Mali gilt als einer der gefährlichsten Einsatzorte für UN-Blauhelme. MINUSMA unterstützt unter anderem die Umsetzung des Friedensabkommens von 2015. Ein echter Friedensprozess existiert jedoch lediglich auf dem Papier. Die von den Putschisten gebildete Regierung steht MINUSMA äußerst kritisch gegenüber und fordert immer wieder den Abzug der Truppen. Die Zahl der Terroristen hat sich in den letzten fünf Jahren erhöht. Angriffe terroristischer Gruppen finden nicht mehr nur in Stadtzentren statt, sondern auch in ländlichen Gegenden.

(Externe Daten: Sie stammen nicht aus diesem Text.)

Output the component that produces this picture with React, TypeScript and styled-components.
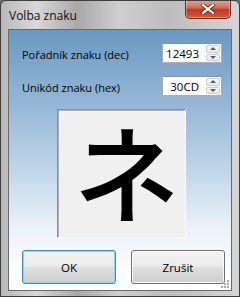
import React from "react";
import styled, { createGlobalStyle } from "styled-components";

const Global = createGlobalStyle`
  html, body { margin: 0; padding: 0; background: #6b6b6b; }
  body { font-family: "Open Sans", "Noto Sans", sans-serif; }
  * { box-sizing: border-box; }
`;

const Window = styled.div`
  width: 240px;
  height: 297px;
  display: flex;
  flex-direction: column;
  border: 1px solid #3e3e3e;
  border-radius: 6px 6px 0 0;
  background: linear-gradient(90deg, #b9b9b9 0%, #d8d8d8 15%, #a9a9a9 32%, #cfcfcf 50%, #bdbdbd 70%, #d4d4d4 100%);
  overflow: hidden;
`;

const TitleBar = styled.div`
  height: 28px;
  display: flex;
  align-items: flex-start;
  justify-content: space-between;
  padding-left: 8px;
  padding-right: 8px;
`;

const Title = styled.div`
  font-family: "Open Sans", "Noto Sans", sans-serif;
  font-size: 12px;
  color: #111;
  margin-top: 6px;
`;

const CloseButton = styled.div`
  width: 46px;
  height: 19px;
  margin-top: -1px;
  border: 1px solid #6b2a22;
  border-top: none;
  border-radius: 0 0 5px 5px;
  background: linear-gradient(180deg, #e8a595 0%, #d46f5c 40%, #c0391f 55%, #cf5a3d 100%);
  display: flex;
  align-items: center;
  justify-content: center;
  box-shadow: inset 0 0 0 1px rgba(255, 255, 255, 0.35);
`;

const Client = styled.div`
  flex: 1;
  margin: 0 7px 5px 7px;
  border: 1px solid #6a6a6a;
  background: linear-gradient(180deg, #6b99c2 0%, #8fb3d4 25%, #c2d7ea 55%, #e9f1f8 75%, #ffffff 95%);
  display: flex;
  flex-direction: column;
  position: relative;
  padding-top: 13px;
`;

const FieldRow = styled.div`
  display: flex;
  align-items: center;
  justify-content: space-between;
  padding: 0 9px 0 13px;
  margin-bottom: 13px;
`;

const Label = styled.div`
  font-size: 11px;
  color: #000;
  margin-top: 3px;
`;

const Spin = styled.div`
  width: 60px;
  height: 20px;
  display: flex;
  border: 1px solid #abadb3;
  border-top-color: #8e9099;
  background: #fff;
  padding: 1px 1px 1px 0;
`;

const SpinValue = styled.div`
  flex: 1;
  font-size: 11.5px;
  text-align: right;
  padding-right: 7px;
  line-height: 17px;
  color: #000;
`;

const SpinButtons = styled.div`
  width: 14px;
  display: flex;
  flex-direction: column;
  gap: 1px;
`;

const SpinBtn = styled.div`
  flex: 1;
  border: 1px solid #c8ccd4;
  border-radius: 2px;
  background: linear-gradient(180deg, #f7f8fa 0%, #e6e8ec 100%);
  display: flex;
  align-items: center;
  justify-content: center;
`;

const Arrow = styled.div<{ $down?: boolean }>`
  width: 0;
  height: 0;
  border-left: 3px solid transparent;
  border-right: 3px solid transparent;
  ${(p) => (p.$down ? "border-top: 3px solid #4a5d80;" : "border-bottom: 3px solid #4a5d80;")}
`;

const Preview = styled.div`
  width: 129px;
  height: 129px;
  margin: 0 0 0 48px;
  background: #f0f0f0;
  border: 1px solid #8e8e8e;
  border-right-color: #ffffff;
  border-bottom-color: #ffffff;
  box-shadow: inset 1px 1px 0 #b0b0b0;
  display: flex;
  align-items: center;
  justify-content: center;
`;

const Glyph = styled.div`
  font-family: "Noto Sans CJK JP", sans-serif;
  font-size: 106px;
  font-weight: 500;
  line-height: 106px;
  height: 106px;
  color: #000;
  margin-top: -9px;
  margin-left: 10px;
`;

const ButtonRow = styled.div`
  display: flex;
  gap: 15px;
  padding-left: 13px;
  margin-top: 12px;
`;

const Button = styled.div<{ $focused?: boolean }>`
  width: 94px;
  height: 34px;
  border: 1px solid ${(p) => (p.$focused ? "#3c8fb8" : "#707070")};
  border-radius: 3px;
  background: linear-gradient(180deg, #f2f2f2 0%, #ebebeb 48%, #dddddd 52%, #cfcfcf 100%);
  box-shadow: inset 0 0 0 1px ${(p) => (p.$focused ? "#8fd6f5" : "#fbfbfb")};
  display: flex;
  align-items: center;
  justify-content: center;
  font-size: 11.5px;
  color: #000;
`;

const Grip = styled.svg`
  position: absolute;
  right: 1px;
  bottom: 1px;
`;

export default function App() {
  return (
    <>
      <Global />
      <Window>
        <TitleBar>
          <Title>Volba znaku</Title>
          <CloseButton>
            <svg width="14" height="10" viewBox="0 0 14 10">
              <path d="M2 1 L12 9 M12 1 L2 9" stroke="#5a1f14" strokeWidth="3.6" strokeLinecap="square" />
              <path d="M2 1 L12 9 M12 1 L2 9" stroke="#ffffff" strokeWidth="2.2" strokeLinecap="square" />
            </svg>
          </CloseButton>
        </TitleBar>
        <Client>
          <FieldRow>
            <Label>Pořadník znaku (dec)</Label>
            <Spin>
              <SpinValue>12493</SpinValue>
              <SpinButtons>
                <SpinBtn><Arrow /></SpinBtn>
                <SpinBtn><Arrow $down /></SpinBtn>
              </SpinButtons>
            </Spin>
          </FieldRow>
          <FieldRow>
            <Label>Unikód znaku (hex)</Label>
            <Spin>
              <SpinValue>30CD</SpinValue>
              <SpinButtons>
                <SpinBtn><Arrow /></SpinBtn>
                <SpinBtn><Arrow $down /></SpinBtn>
              </SpinButtons>
            </Spin>
          </FieldRow>
          <Preview>
            <Glyph>ネ</Glyph>
          </Preview>
          <ButtonRow>
            <Button $focused>OK</Button>
            <Button>Zrušit</Button>
          </ButtonRow>
          <Grip width="10" height="10" viewBox="0 0 10 10">
            <g fill="#a8a8a8">
              <rect x="7" y="1" width="2" height="2" />
              <rect x="4" y="4" width="2" height="2" />
              <rect x="7" y="4" width="2" height="2" />
              <rect x="1" y="7" width="2" height="2" />
              <rect x="4" y="7" width="2" height="2" />
              <rect x="7" y="7" width="2" height="2" />
            </g>
          </Grip>
        </Client>
      </Window>
    </>
  );
}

Die Ursachen können nur sehr bedingt vom internationalen Personal bekämpft werden. In weiten Teilen des Landes kann der Staat keine Grundversorgung an Wasser, Gesundheit, Bildung und Strom gewährleisten. Frust und Perspektivlosigkeit der Bevölkerung spielen bewaffneten Gruppen in die Hände. Die Aussicht auf schnelles Geld bringt vor allem junge Menschen dazu, sich einer Rebellengruppe anzuschließen.
Eine Verständigungskonferenz im Jahr 2017 brachte zutage, dass Faktoren wie schlechte Regierungsführung, ungleicher Ressourcenzugang, Korruption und mangelnde Rechtsstaatlichkeit dem Friedensprozess im Wege stehen. Diese Faktoren können vom internationalen Personal nicht direkt gelöst werden. Der Friedensprozess in Mali bleibt schleppend und die Lage für internationale Einsatzkräfte ist gefährlicher denn je.